Sacred Conversations
At the heart of my Christian faith is the belief that each and every person I encounter is absolutely cherished by God. I believe every human being is ineffably sacred in God’s sight. This implies a moral responsibility on my part to do my very best to treat them accordingly. If God loves each person, followers of God’s way must love each person too.
This is a mystical vision. It is a mountaintop perspective. It is very hard to sustain it, especially in the vicious street fights of politics. And it is often very hard to see any evidence for it. But this belief is not really evidence-based. It is faith-based.
I am a Christian, born and raised in the Catholic Church before a teenage conversion to Protestant Evangelical faith. By now I find that both strands of my religious history are deeply interwoven and help to define who I am. I think that both of these strands, at their best, teach this vision of the equal and immeasurable worth of each human being. Catholic tradition, especially as articulated by the Vatican II documents and by Pope John Paul II, taught me a “consistent pro-life ethic.” Protestant evangelicalism, as exemplified in men such as Billy Graham, taught me that God so loved the world (each and every person in the world) that he gave his only son on the cross for our salvation. For my salvation!
I am also a Christian ethicist, a moral teacher, and writer. So inevitably my work brings me into occasions in which it is my responsibility and my opportunity to address hot-button issues like abortion, health care, war, torture, or gay rights.
Most conversations about these kinds of issues are profoundly unsatisfactory to me. Academic conversations tend to be highly technical, theoretical, and irrelevant to everyday life. Popular conversations tend to be angry and polemical, partisan and politicized. Neither type of conversation ever really feels very sacred to me. Academics are often scoring their tenure points while politicos are scoring their partisan points.
Over the years, I have tried to do something a little different when I engage difficult issues such as abortion. I try to play neither academic nor political games. I instead try to discern what it might mean to deal with the substance of the issue as if every person involved is sacred in God’s sight, and I likewise try to deal with my dialogue partners as if the same were true.
When I met Frances Kissling and dialogued publicly with her at the Princeton “Open Hearts, Open Minds” conference, I hope that this is the spirit that I brought to that conversation.
I saw in Frances and most of the pro-choice activists and thinkers at that meeting a serious concern for women in general, and women facing unwanted pregnancies in particular. I could tell that they were drawn into this issue because they had caught a vision of the suffering of women whose pregnancies create a crisis for them, and the even more intense crisis that this would be for them if they had no legal recourse to an abortion. Their fixed gaze on the needs and the suffering of women impressed me, and I respected it. Anyone who cares deeply about the suffering of other people is on the right track — because that is one of the ways we demonstrate our love for the sacred persons around us.

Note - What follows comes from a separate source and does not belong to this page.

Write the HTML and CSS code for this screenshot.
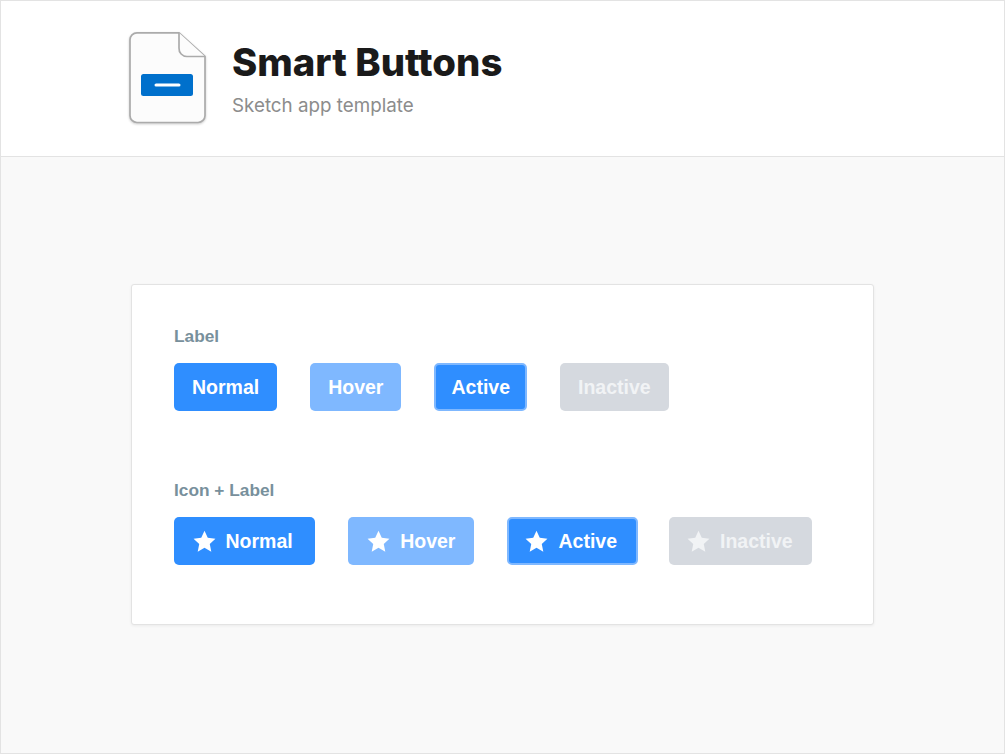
FILE: index.html
```html
<!DOCTYPE html>
<html lang="en">
<head>
    <meta charset="UTF-8">
    <meta name="viewport" content="width=device-width, initial-scale=1.0">
    <title>Smart Buttons</title>
    <link rel="stylesheet" href="styles.css">
</head>
<body>
    <svg class="sprite" width="0" height="0">
        <symbol id="star" viewBox="0 0 24 24">
            <path d="M12 .8l3.4 7.4 8 .9-5.900 5.500 1.600 8L12 18.600l-7.100 4 1.600-8L.6 9.100l8-.9z"/>
        </symbol>
    </svg>

    <header class="header">
        <svg class="file-icon" width="80" height="96" viewBox="0 0 80 96">
            <path class="file-body" d="M8 1.800h42L76 25.500V84.500a7 7 0 0 1-7 7H8a7 7 0 0 1-7-7V8.800a7 7 0 0 1 7-7z"/>
            <path class="file-fold" d="M50 1.800V17a8 8 0 0 0 8 8.500H76"/>
            <rect class="file-btn" x="12" y="43" width="52" height="22" rx="2.500"/>
            <rect class="file-dash" x="25.500" y="52.400" width="26" height="3.200" rx="1.600"/>
        </svg>
        <div class="header-text">
            <h1>Smart Buttons</h1>
            <p>Sketch app template</p>
        </div>
    </header>

    <main class="main">
        <section class="card">
            <div class="group">
                <h2>Label</h2>
                <div class="row">
                    <button class="btn normal">Normal</button>
                    <button class="btn hover">Hover</button>
                    <button class="btn active">Active</button>
                    <button class="btn inactive">Inactive</button>
                </div>
            </div>
            <div class="group">
                <h2>Icon + Label</h2>
                <div class="row">
                    <button class="btn with-icon normal"><svg class="star"><use href="#star"/></svg>Normal</button>
                    <button class="btn with-icon hover"><svg class="star"><use href="#star"/></svg>Hover</button>
                    <button class="btn with-icon active"><svg class="star"><use href="#star"/></svg>Active</button>
                    <button class="btn with-icon inactive"><svg class="star"><use href="#star"/></svg>Inactive</button>
                </div>
            </div>
        </section>
    </main>
</body>
</html>
```

FILE: styles.css
```css
* {
    box-sizing: border-box;
}
body {
    margin: 0;
    height: 754px;
    overflow: hidden;
    display: flex;
    flex-direction: column;
    background: #f9f9f9;
    border: 1px solid #e3e3e3;
    font-family: "Liberation Sans", Arial, sans-serif;
}
.sprite {
    position: absolute;
}
.header {
    height: 156px;
    flex: none;
    display: flex;
    align-items: flex-start;
    padding: 30px 0 0 128px;
    background: #fff;
    border-bottom: 1px solid #e3e3e3;
}
.file-icon {
    flex: none;
    filter: drop-shadow(0 1px 1px rgba(0, 0, 0, 0.2));
}
.file-body,
.file-fold {
    fill: #fcfcfc;
    stroke: #ababab;
    stroke-width: 1.7;
}
.file-btn {
    fill: #0070cc;
}
.file-dash {
    fill: #fff;
}
.header-text {
    margin-left: 23px;
    padding-top: 8px;
}
h1 {
    margin: 0;
    font-family: Inter, sans-serif;
    font-size: 38.300px;
    line-height: 46px;
    font-weight: 800;
    color: #1a1a1a;
}
.header-text p {
    margin: 9px 0 0;
    font-family: Inter, sans-serif;
    font-size: 18.800px;
    line-height: 24px;
    color: #8c8c8c;
}
.main {
    flex: 1;
    padding: 127px 0 0 130px;
}
.card {
    width: 743px;
    height: 341px;
    padding: 41px 42px 0;
    background: #fff;
    border: 1px solid #e3e3e3;
    border-radius: 3px;
    box-shadow: 0 1px 3px rgba(0, 0, 0, 0.06);
}
.group + .group {
    margin-top: 69px;
}
h2 {
    margin: 0 0 17px;
    font-size: 17.300px;
    line-height: 20px;
    font-weight: 700;
    color: #78909c;
}
.row {
    display: flex;
    gap: 33px;
}
.btn {
    height: 48px;
    padding: 0 18px;
    display: flex;
    align-items: center;
    border: 0;
    border-radius: 5px;
    font-family: "Liberation Sans", Arial, sans-serif;
    font-size: 19.500px;
    font-weight: 700;
    color: #fff;
}
.with-icon {
    gap: 10px;
}
.star {
    width: 23px;
    height: 23px;
    fill: #fff;
}
.normal {
    background: #2f8eff;
}
.hover {
    background: #7fb8ff;
}
.active {
    padding: 0 15px;
    background: #2f8eff;
    border: 2px solid #7fb8ff;
}
.inactive {
    background: #d5d9df;
    color: #f1f3f5;
}
.inactive .star {
    fill: #f1f3f5;
}
/* icon buttons are not evenly padded in the template */
.with-icon.normal {
    padding: 0 22px 0 18.500px;
}
.with-icon.hover {
    padding: 0 18.500px 0 19.500px;
}
.with-icon.active {
    padding: 0 19px 0 16.500px;
}
.with-icon.inactive {
    margin-left: -2.500px;
    padding: 0 19.500px 0 18.500px;
}
```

I do continue to think that our gaze on this issue must be at least bi-focal — on the suffering pregnant woman, and on the developing human life that she is carrying. I do sense that decades of defending the rights and needs of the pregnant woman have trained many in the pro-choice side to avert their eyes from the child. But I also recognize on the part of many pro-lifers the parallel averting of gaze away from the woman and her situation as she experiences it. Decades of advocacy in a polarized debate have caused both sides to miss the intertwined sacredness of woman and child. And it is certainly clear to me that the only way those whose gaze is fixed on the child will succeed in saving more of them is if they learn not only to look at the woman, but to love her.
This vision goes with me to other issues. I have been an advocate for the apparently astonishing view that no matter how much we want to prevent another terrorist attack that would destroy sacred human lives; this does not mean we are free to create a system that abuses suspected terrorists — because those swept up as suspected terrorists are also sacred human beings whom God loves. This view shapes my thinking about the right of all our nation’s children to have a good education, quality health care, and parents who love them. And it means that I refuse to go along with the contemptuous demonization of particular groups that sometimes sweeps us away — most recently exhibited in very disturbing anti-immigrant and anti-Muslim hysteria.
I find allies anywhere I encounter someone whose words and deeds show that they are operating on the basis of something like this vision. Often, sadly, these allies are not my fellow Christians, for sometimes the passionate commitment of my co-religionists to the positions they advocate causes them to forget their obligation to love even strangers and enemies. No, in public life, my favorites are those who surprise me with the tender and respectful way they encounter the sacred humanity of those around them. They give me hope.